== WHAT TO PRODUCE ==
Restate all the material verbatim, except for the pictures.
╔══
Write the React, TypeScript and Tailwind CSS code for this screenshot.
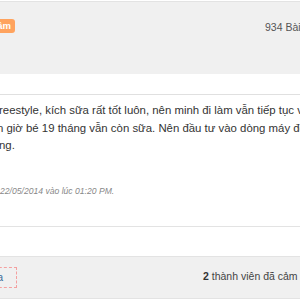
export default function App() {
  return (
    <div
      className="w-[300px] h-[300px] overflow-hidden bg-white text-[#333]"
      style={{ fontFamily: '"Liberation Sans", Arial, sans-serif' }}
    >
      {/* Post header */}
      <div className="mt-[1px] h-[73px] border-t border-[#e3e3e3] bg-[#f0f0f0] flex items-start pt-[17px]">
        <div className="w-[15px] flex justify-end">
          <span className="shrink-0 rounded-[3px] bg-[#ffa35e] px-[4px] h-[14px] leading-[14px] text-[9.5px] font-bold text-white whitespace-nowrap">
            Tư vấn viên tận tâm
          </span>
        </div>
        <span className="ml-auto w-[35px] mt-[1px] text-[10.5px] text-[#555] whitespace-nowrap">934 Bài viết</span>
      </div>

      <div className="h-[21px] border-b border-[#e0e0e0]" />

      {/* Post body */}
      <div className="pt-[7px] text-[11.4px] leading-[17.5px] text-[#333] whitespace-nowrap">
        <div className="-ml-[1px]">reestyle, kích sữa rất tốt luôn, nên minh đi làm vẫn tiếp tục vắt sữa</div>
        <div className="-ml-[3px]">n giờ bé 19 tháng vẫn còn sữa. Nên đầu tư vào dòng máy đôi</div>
        <div className="-ml-[1px]">ng.</div>
      </div>

      <div className="mt-[29px] h-[14px] leading-[14px] text-[8.6px] italic text-[#888] whitespace-nowrap">
        22/05/2014 vào lúc 01:20 PM.
      </div>

      <div className="mt-[28px] h-[31px] border-y border-[#e3e3e3]" />

      {/* Thanks bar */}
      <div className="h-[42px] border-b border-[#e3e3e3] bg-[#f0f0f0] flex items-center">
        <div className="w-[17px] flex justify-end">
          <span className="shrink-0 h-[21px] border border-dashed border-[#f4a0a0] pl-[4px] pr-[13px] leading-[19px] text-[10.5px] text-[#3a6d99] whitespace-nowrap">
            Cảm ơn Ala
          </span>
        </div>
        <span className="ml-auto w-[97px] text-[10.5px] text-[#444] whitespace-nowrap">
          <b className="text-[#333]">2</b> thành viên đã cảm ơn
        </span>
      </div>
    </div>
  );
}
╚══
== SOLUTION FOR THIS EXERCISE ==
Write the React, TypeScript and Tailwind CSS code for this screenshot.
export default function App() {
  return (
    <div
      className="w-[300px] h-[300px] overflow-hidden bg-white text-[#333]"
      style={{ fontFamily: '"Liberation Sans", Arial, sans-serif' }}
    >
      {/* Post header */}
      <div className="mt-[1px] h-[73px] border-t border-[#e3e3e3] bg-[#f0f0f0] flex items-start pt-[17px]">
        <div className="w-[15px] flex justify-end">
          <span className="shrink-0 rounded-[3px] bg-[#ffa35e] px-[4px] h-[14px] leading-[14px] text-[9.5px] font-bold text-white whitespace-nowrap">
            Tư vấn viên tận tâm
          </span>
        </div>
        <span className="ml-auto w-[35px] mt-[1px] text-[10.5px] text-[#555] whitespace-nowrap">934 Bài viết</span>
      </div>

      <div className="h-[21px] border-b border-[#e0e0e0]" />

      {/* Post body */}
      <div className="pt-[7px] text-[11.4px] leading-[17.5px] text-[#333] whitespace-nowrap">
        <div className="-ml-[1px]">reestyle, kích sữa rất tốt luôn, nên minh đi làm vẫn tiếp tục vắt sữa</div>
        <div className="-ml-[3px]">n giờ bé 19 tháng vẫn còn sữa. Nên đầu tư vào dòng máy đôi</div>
        <div className="-ml-[1px]">ng.</div>
      </div>

      <div className="mt-[29px] h-[14px] leading-[14px] text-[8.6px] italic text-[#888] whitespace-nowrap">
        22/05/2014 vào lúc 01:20 PM.
      </div>

      <div className="mt-[28px] h-[31px] border-y border-[#e3e3e3]" />

      {/* Thanks bar */}
      <div className="h-[42px] border-b border-[#e3e3e3] bg-[#f0f0f0] flex items-center">
        <div className="w-[17px] flex justify-end">
          <span className="shrink-0 h-[21px] border border-dashed border-[#f4a0a0] pl-[4px] pr-[13px] leading-[19px] text-[10.5px] text-[#3a6d99] whitespace-nowrap">
            Cảm ơn Ala
          </span>
        </div>
        <span className="ml-auto w-[97px] text-[10.5px] text-[#444] whitespace-nowrap">
          <b className="text-[#333]">2</b> thành viên đã cảm ơn
        </span>
      </div>
    </div>
  );
}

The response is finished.